I’m not the same person I used to be. Before her. Before cancer.
I’ve always been a bit of a worrier. I’m cautious by nature and I can easily fear the worst. But now I am living through the reality of one of my worst fears coming true. I lost a child. I lost my only daughter to cancer.
Two and a half years later my broken heart has healed a little bit. I don’t cry myself to sleep every night. I can smile. I can laugh. I can see all of God’s little miracles throughout her battle and even in her death. And while that might lessen the sting a little bit I am also left with the reality that not only have I lost my girl, I’ve also lost a lot of who I was.

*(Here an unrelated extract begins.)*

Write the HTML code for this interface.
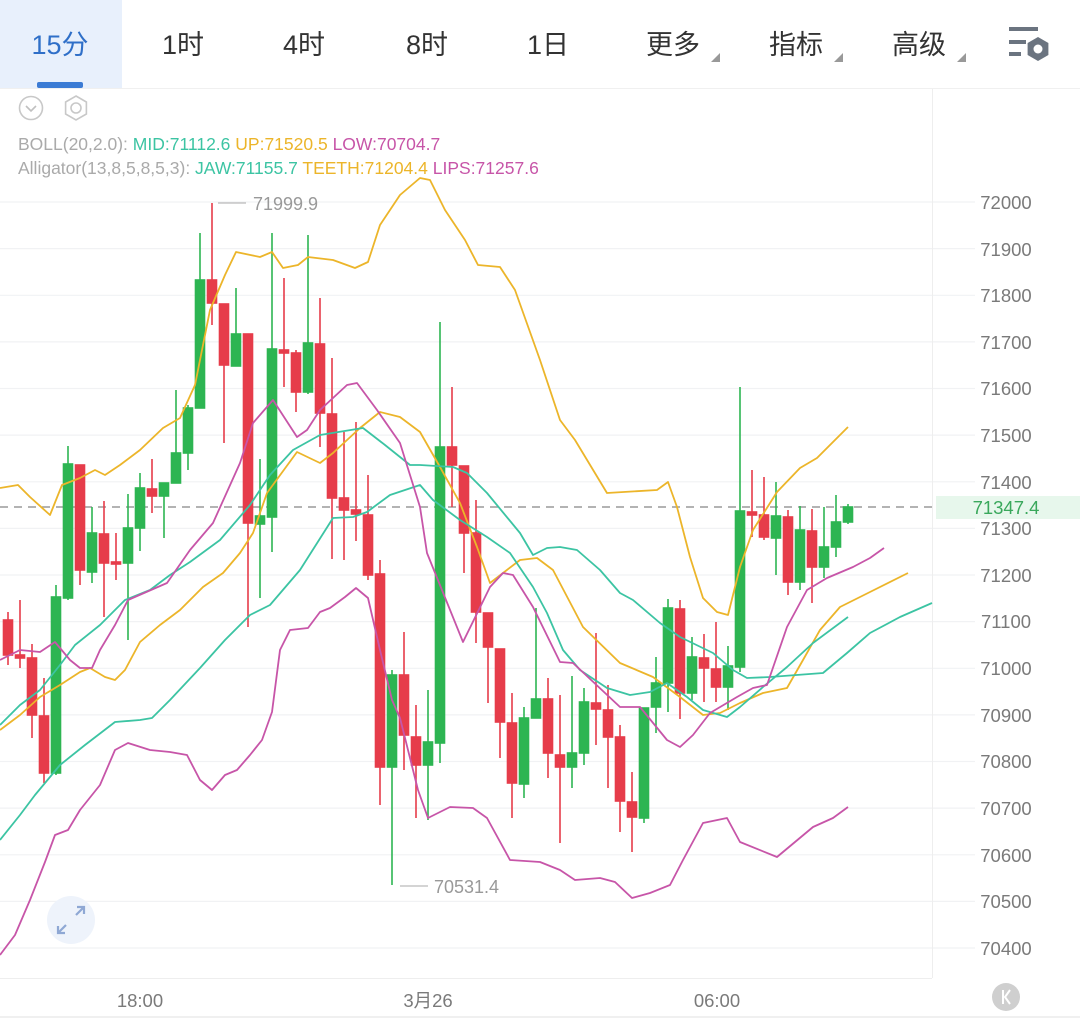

Lately I have been dealing with a lot of anxiety. It’s a constant nervous feeling from deep within like I am just waiting for the other shoe to drop. Life has been going so well that the worrier within me is on high alert for all hell to break loose. It is not a good feeling!
Before cancer my worries were pretty simple. Would Brett get the job? Where would we live? How would we raise our children?
After cancer I have an all consuming fear of losing the rest of my loved ones. I have a fear that our family will ultimately fall apart after holding it all together for so many years.
Where are these fears coming from? They aren’t rooted in any current reality. All I can do is take a deep breath and then fall to my knees in prayer. It has never been by my own strength that I have been able to carry on anyway. It shouldn’t be any different now.
My daughter was truly special. She changed my life forever and now her legacy lives on through this foundation and her family. But she is missed.We miss her every second of every single day no matter how big our smiles are. No matter how joyous the moment is, it’s always in our minds that she should be there too.